Stop Highway Boondoggles

More and more of us are looking for better transportation options. Yet we’re still spending billions to expand roads and build new highways every year, even as other needs — from expanding public transportation to critical bridge repairs — go unmet. Across the country there are countless proposed highway projects that are not just expensive — they’re outright boondoggles. We need your help to stop them. 

America is in a long-term transportation funding crisis. Our roads, bridges and transit systems are falling into disrepair. Demand for public transportation, as well as safe biking and walking routes, is growing. Traditional sources of transportation revenue, especially the gas tax, are not keeping pace with the needs. Even with the recent passage of a five-year federal transportation bill, the future of transportation funding remains uncertain.

In the past, we’ve identified proposed highway projects across the country that illustrate the need for a fresh approach to transportation funding. In our two reports, Highway Boondoggles and Highway Boondoggles 2, we’ve picked out 23 of the worst examples of irresponsible transportation spending, which combined, would cost billions in scarce transportation dollars. These projects are either intended to address problems that do not exist, or will have grave and destructive impacts on surrounding communities. And they represent just a sample of the many questionable highway projects across the country that could cost taxpayers tens of billions of dollars to build, and many more billions over the course of upcoming decades to maintain.

Americans’ transportation needs are changing, so why aren’t America’s transportation spending priorities?

State governments continue to spend billions on highway expansion projects that fail to solve congestion 

In Texas, for example, a $2.8 billion project widened Houston’s Katy Freeway to 26 lanes, making it the widest freeway in the world. But commutes got longer after its 2012 opening: By 2014 morning commuters were spending 30 percent more time in their cars, and afternoon commuters were spending 55 percent more time in their cars.

Or consider that a $1 billion widening of I-405 in Los Angeles that disrupted commutes for five years — including two complete shutdowns of a 10-mile stretch of one of the nation’s busiest highways — had no demonstrable success in reducing congestion.

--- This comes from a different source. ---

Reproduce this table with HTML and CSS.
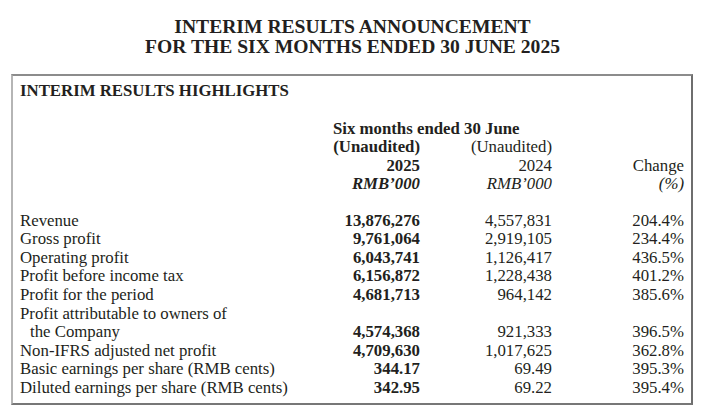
FILE: index.html
```html
<!DOCTYPE html>
<html lang="en">
<head>
    <meta charset="UTF-8">
    <title>Interim Results Announcement</title>
    <link rel="stylesheet" href="styles.css">
</head>
<body>
<div class="page-title">
    <h1>INTERIM RESULTS ANNOUNCEMENT</h1>
    <h1>FOR THE SIX MONTHS ENDED 30 JUNE 2025</h1>
</div>

<div class="highlights-box">
    <h2 class="box-heading">INTERIM RESULTS HIGHLIGHTS</h2>

    <div class="grid header">
        <div class="period bold">Six months ended 30 June</div>
        <div></div>
        <div class="num bold">(Unaudited)</div>
        <div class="num">(Unaudited)</div>
        <div></div>
        <div></div>
        <div class="num bold">2025</div>
        <div class="num">2024</div>
        <div class="num">Change</div>
        <div></div>
        <div class="num bold italic">RMB’000</div>
        <div class="num italic">RMB’000</div>
        <div class="num italic">(%)</div>
    </div>

    <div class="grid rows">
        <div>Revenue</div>
        <div class="num bold">13,876,276</div>
        <div class="num">4,557,831</div>
        <div class="num">204.4%</div>

        <div>Gross profit</div>
        <div class="num bold">9,761,064</div>
        <div class="num">2,919,105</div>
        <div class="num">234.4%</div>

        <div>Operating profit</div>
        <div class="num bold">6,043,741</div>
        <div class="num">1,126,417</div>
        <div class="num">436.5%</div>

        <div>Profit before income tax</div>
        <div class="num bold">6,156,872</div>
        <div class="num">1,228,438</div>
        <div class="num">401.2%</div>

        <div>Profit for the period</div>
        <div class="num bold">4,681,713</div>
        <div class="num">964,142</div>
        <div class="num">385.6%</div>

        <div class="full">Profit attributable to owners of</div>
        <div class="indent">the Company</div>
        <div class="num bold">4,574,368</div>
        <div class="num">921,333</div>
        <div class="num">396.5%</div>

        <div>Non-IFRS adjusted net profit</div>
        <div class="num bold">4,709,630</div>
        <div class="num">1,017,625</div>
        <div class="num">362.8%</div>

        <div>Basic earnings per share (RMB cents)</div>
        <div class="num bold">344.17</div>
        <div class="num">69.49</div>
        <div class="num">395.3%</div>

        <div>Diluted earnings per share (RMB cents)</div>
        <div class="num bold">342.95</div>
        <div class="num">69.22</div>
        <div class="num">395.4%</div>
    </div>
</div>
</body>
</html>
```

FILE: styles.css
```css
* {
    margin: 0;
    padding: 0;
    box-sizing: border-box;
}

body {
    width: 705px;
    height: 420px;
    background-color: #ffffff;
    color: #231f20;
    font-family: "Liberation Serif", "Times New Roman", serif;
    font-size: 16.8px;
}

.page-title {
    padding-top: 17px;
    text-align: center;
}

.page-title h1 {
    font-size: 19.6px;
    line-height: 20px;
    font-weight: bold;
}

.highlights-box {
    margin: 17px 12px 0 11px;
    padding: 6px 7px 5px 7px;
    border-top: 2px solid #8c8c8c;
    border-left: 2px solid #b5b5b5;
    border-right: 2px solid #6e6e6e;
    border-bottom: 2px solid #777777;
}

.box-heading {
    font-size: 16.8px;
    line-height: 18.6px;
    font-weight: bold;
    margin-bottom: 19px;
}

.grid {
    display: grid;
    grid-template-columns: 313px 87px 132px 132px;
    line-height: 18.6px;
}

.header {
    margin-bottom: 17.6px;
}

.period {
    grid-column: 2 / 5;
}

.full {
    grid-column: 1 / 5;
}

.indent {
    padding-left: 10px;
}

.num {
    text-align: right;
    white-space: nowrap;
}

.bold {
    font-weight: bold;
}

.italic {
    font-style: italic;
}
```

Just five months after the widened road reopened in 2014, the rush-hour trip took longer than it had while construction was still ongoing. 

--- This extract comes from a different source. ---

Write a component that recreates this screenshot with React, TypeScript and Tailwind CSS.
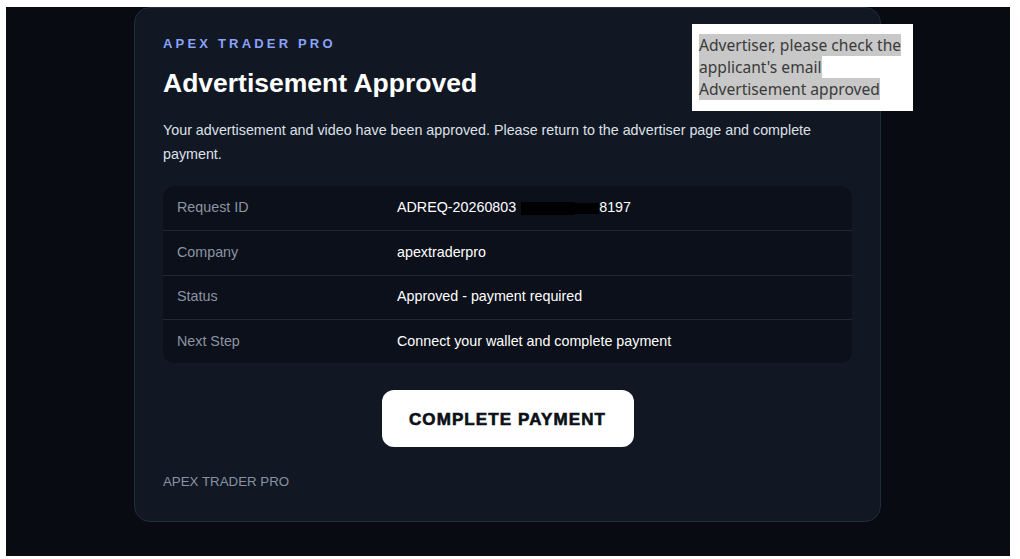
const rows = [
  { label: 'Request ID', value: 'ADREQ-20260803', redacted: true, tail: '8197' },
  { label: 'Company', value: 'apextraderpro' },
  { label: 'Status', value: 'Approved - payment required' },
  { label: 'Next Step', value: 'Connect your wallet and complete payment' },
];

export default function App() {
  return (
    <div className="h-[559px] w-[1020px] bg-white pt-[7px] pl-[6px] pr-[10px] pb-[3px] font-['Liberation_Sans',Arial,sans-serif]">
      <div className="relative h-full overflow-hidden bg-[#080b12]">
        {/* Card */}
        <div className="ml-[128px] w-[747px] rounded-2xl border border-[#232c3b] bg-[#111723] px-7 pt-[26px] pb-[29px]">
          <p className="text-[13px] leading-5 font-bold tracking-[0.245em] text-[#8aa2fb]">APEX TRADER PRO</p>

          <h1 className="mt-[13px] text-[26.5px] leading-8 font-bold text-white">Advertisement Approved</h1>

          <p className="mt-[19px] text-[14.3px] leading-6 text-[#dde1e8]">
            Your advertisement and video have been approved. Please return to the advertiser page and complete payment.
          </p>

          {/* Details table */}
          <div className="mt-5 rounded-xl bg-[#0b101a]">
            {rows.map((row, i) => (
              <div
                key={row.label}
                className={`flex h-[44.25px] items-center px-[14px] text-[14.3px] ${i > 0 ? 'border-t border-[#202836]' : ''}`}
              >
                <span className="w-[220px] text-[#8c94a3]">{row.label}</span>
                <span className="flex items-center text-white">
                  {row.value}
                  {row.redacted && (
                    <>
                      <span className="ml-[5px] inline-block h-[13px] w-[54px] bg-black" />
                      <span className="inline-block h-[11px] w-[24px] bg-black" />
                      <span>{row.tail}</span>
                    </>
                  )}
                </span>
              </div>
            ))}
          </div>

          {/* Action */}
          <div className="mt-[27px] flex justify-center">
            <button
              type="button"
              className="h-[57px] w-[252px] rounded-xl bg-white pt-[2px] text-[17px] font-extrabold tracking-[0.065em] text-[#0b0f17] [-webkit-text-stroke:0.6px_#0b0f17]"
            >
              COMPLETE PAYMENT
            </button>
          </div>

          {/* Footer */}
          <p className="mt-[25px] text-[13.3px] leading-5 text-[#8a93a3]">APEX TRADER PRO</p>
        </div>

        {/* Translation popup */}
        <div className="absolute left-[686px] top-[17px] w-[221px] whitespace-nowrap bg-white px-[7px] pt-[10px] pb-[11px] font-['Noto_Sans',sans-serif] text-[15.6px] leading-[22px] text-[#3a3a3a]">
          <span className="bg-[#c8c8c8]">Advertiser, please check the</span>
          <br />
          <span className="bg-[#c8c8c8]">applicant's email </span>
          <br />
          <span className="bg-[#c8c8c8]">Advertisement approved</span>
        </div>
      </div>
    </div>
  );
}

Highway expansion saddles future generations with expensive maintenance needs, at a time when America’s existing highways are already crumbling 

Between 2009 and 2011, states spent $20.4 billion annually for expansion or construction projects totaling just 1 percent of the country’s road miles, according to Smart Growth America and Taxpayers for Common Sense. During the same period, they spent just $16.5 billion on repair and preservation of existing highways — the other 99 percent of American roads. 

What's more, according to the Federal Highway Administration, the United States added more lane-miles of roads between 2005 and 2013 — a period in which per-capita vehicle miles traveled declined — than in the two decades between 1984 and 2004.

Federal, state and local governments spent roughly as much money on highway expansion projects in 2010 as they did a decade earlier, despite lower per-capita driving.

Our list of highway boondoggles

We’ve targeted some of America’s biggest highway boondoggles, and are working to stop them from moving forward. Just as importantly, we plan to use these examples as a way to spark a serious conversation about making smarter transportation choices, and giving us more options to get around.  

Click here to see our list of highway boondoggles

Americans’ long-term travel needs are changing 

In 2014, transit ridership in the U.S. hit its highest point since 1956. And recent years have seen the emergence of new ways to get around, including carsharing, bikesharing and ridesharing, and the influence of those new options is only beginning to be felt.

According to an Urban Land Institute study in 2015, more than half of Americans — and nearly two-thirds of Millennials, the country’s largest generation — want to live “in a place where they do not need to use a car very often.” Similar trends exist for older adults. An AARP study showed older adults in general put the creation of pedestrian-friendly streets and local investment in public transportation in their top five priorities for their communities.

Moving America forward 

It’s time to put an end to highway boondoggles, so we are working with concerned citizens, community groups, policy makers and elected officials to send these wasteful highway projects back to the drawing board.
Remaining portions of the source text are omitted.